Hong Kong Students Patent Food Waste Solution at Age 14
Four high school students from Aberdeen Technical School in Hong Kong just earned a patent for a system that slashes food spoilage in transport by 75%. Their invention could prevent 15 tons of wasted produce for every 100 tons shipped.
Four teenagers just solved a problem that costs the world 1.3 billion tons of wasted food every year. Students at Aberdeen Technical School in Hong Kong developed a cold chain monitoring system so effective it earned them a government patent in April 2026.
The team included Wong Tim Shing, just 13 years old in grade 8, alongside three high school sophomores: Chan Lai Him, Lau Ho Yin, and Pang Wai Chiu. They named their invention "Eye of the Fresh Environment" after noticing truckloads of spoiled fruits and vegetables during everyday deliveries.
Their solution uses organic semiconductor sensors that cost a fraction of existing systems. The tiny monitors track temperature, humidity, and gas levels in refrigerated trucks without generating heat or draining power.
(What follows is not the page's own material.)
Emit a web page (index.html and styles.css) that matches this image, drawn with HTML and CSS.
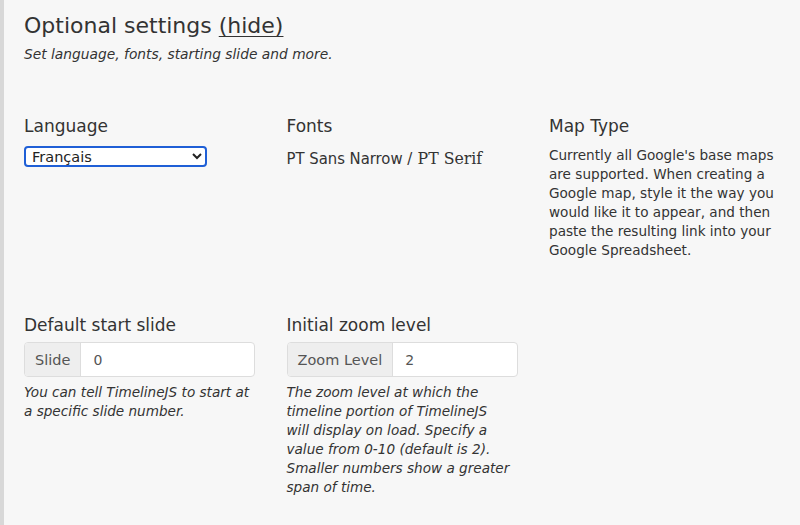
FILE: index.html
```html
<!DOCTYPE html>
<html lang="en">
<head>
  <meta charset="UTF-8" />
  <meta name="viewport" content="width=device-width, initial-scale=1" />
  <title>Optional settings</title>
  <link rel="stylesheet" href="styles.css">
</head>
<body>
  <div class="panel">
    <h2>Optional settings <a href="#" class="toggle">(hide)</a></h2>
    <p class="lead">Set language, fonts, starting slide and more.</p>

    <!-- Primera fila: idioma, fuentes, tipo de mapa -->
    <div class="row row-top">
      <div class="col">
        <h4>Language</h4>
        <select class="lang-select">
          <option>Français</option>
          <option>English</option>
          <option>Español</option>
        </select>
      </div>
      <div class="col">
        <h4>Fonts</h4>
        <p class="font-pair"><span class="narrow">PT Sans Narrow /</span> <span class="serif">PT Serif</span></p>
      </div>
      <div class="col">
        <h4>Map Type</h4>
        <p class="desc">Currently all Google's base maps are supported. When creating a Google map, style it the way you would like it to appear, and then paste the resulting link into your Google Spreadsheet.</p>
      </div>
    </div>

    <!-- Segunda fila: diapositiva inicial y zoom -->
    <div class="row row-bottom">
      <div class="col">
        <h4 class="tight">Default start slide</h4>
        <div class="input-group">
          <span class="addon">Slide</span>
          <input type="text" value="0" />
        </div>
        <p class="help">You can tell TimelineJS to start at a specific slide number.</p>
      </div>
      <div class="col">
        <h4 class="tight">Initial zoom level</h4>
        <div class="input-group">
          <span class="addon">Zoom Level</span>
          <input type="text" value="2" />
        </div>
        <p class="help">The zoom level at which the<br>
          timeline portion of TimelineJS<br>
          will display on load. Specify a<br>
          value from 0-10 (default is 2).<br>
          Smaller numbers show a greater<br>
          span of time.</p>
      </div>
    </div>
  </div>
</body>
</html>
```

FILE: styles.css
```css
/* ===== General ===== */
body {
  margin: 0;
  background-color: #f7f7f7;
  font-family: "DejaVu Sans", sans-serif;
  color: #333;
}
.panel {
  border-left: 4px solid #d8d8d8;
  min-height: 525px;
  box-sizing: border-box;
  padding: 12px 20px 0 20px;
}
h2 {
  font-size: 22px;
  font-weight: normal;
  color: #333;
  margin: 0;
  line-height: 28px;
}
.toggle {
  color: #333;
  text-decoration: underline;
  text-decoration-thickness: 1px;
  text-underline-offset: 3px;
}
.lead {
  font-style: italic;
  font-size: 13.8px;
  margin: 4px 0 0;
  line-height: 20px;
}

/* ===== Filas ===== */
.row {
  display: grid;
  grid-template-columns: repeat(3, 231px);
  column-gap: 31.5px;
}
.row-top {
  margin-top: 50px;
}
.row-bottom {
  margin-top: 53px;
}
h4 {
  font-size: 17px;
  font-weight: normal;
  margin: 0 0 8px;
  line-height: 24px;
}
h4.tight {
  margin-bottom: 5px;
}

/* ===== Idioma ===== */
.lang-select {
  width: 183px;
  height: 21px;
  font-family: "DejaVu Sans", sans-serif;
  font-size: 14.5px;
  border: 2px solid #1f5fd6;
  border-radius: 4px;
  background-color: #fff;
  color: #222;
  padding: 0 2px;
}

/* ===== Fuentes ===== */
.font-pair {
  margin: 0;
  font-size: 16.5px;
  line-height: 24px;
}
.narrow {
  font-family: "Liberation Sans Narrow", "DejaVu Sans Condensed", sans-serif;
  font-stretch: condensed;
}
.serif {
  font-family: "DejaVu Serif", "Liberation Serif", serif;
  font-stretch: condensed;
  font-size: 17.5px;
}

/* ===== Textos ===== */
.desc {
  margin: 0;
  font-size: 13.6px;
  line-height: 19px;
}
.help {
  margin: 6px 0 0;
  font-size: 13.6px;
  line-height: 19px;
  font-style: italic;
}

/* ===== Grupo de entrada ===== */
.input-group {
  display: flex;
  width: 231px;
  height: 35px;
  border: 1px solid #ddd;
  border-radius: 4px;
  box-sizing: border-box;
  overflow: hidden;
  background-color: #fff;
}
.addon {
  background-color: #eee;
  border-right: 1px solid #ddd;
  padding: 0 10px;
  display: flex;
  align-items: center;
  font-size: 14.5px;
  color: #555;
}
.input-group input {
  flex: 1;
  min-width: 0;
  border: none;
  padding: 0 12px;
  font-family: "DejaVu Sans", sans-serif;
  font-size: 14px;
  color: #555;
  background: transparent;
  outline: none;
}
```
Connected to an AI cloud system, the sensors predict spoilage up to 48 hours before it happens and automatically alert distributors. Early testing shows the system reduces spoilage rates from 20% down to just 5%.
That translates to real money for small businesses. For every 100 tons of fresh produce transported, companies save 15 tons of product and gain over $57,000 USD in additional revenue.
The students spotted a gap in the market that big companies had missed. Existing monitoring systems were designed for massive industrial operations with budgets to match. Small trucking companies and food startups had nowhere to turn.

"We made it modular and affordable specifically for smaller transport scenarios," explained Lau Ho Yin. The team optimized every component to work for the businesses that needed help most.
Their innovation beat 40 competing teams from Hong Kong and Macau to win the Overall Grand Championship at the "Innovate and Lead" logistics competition in 2025. Then they kept working.
The Ripple Effect
The students credit their school's boarding program for giving them time and space to think deeply. Living together taught them teamwork and time management while cutting distractions.
"I had to learn self-discipline with my schedule and spend less time on my phone," Lau Ho Yin shared. "That gave me more time for critical thinking and noticing problems around me."
The team voluntarily formed during summer break 2025, combining classroom lessons with real-world research. They turned school projects into patented technology before most kids get their driver's licenses.
Their system now offers food distributors a practical path toward environmental goals while protecting profit margins. As climate change threatens food security worldwide, innovations from unexpected places matter more than ever.
Four students proved that fresh eyes and determination can crack problems that stumped entire industries.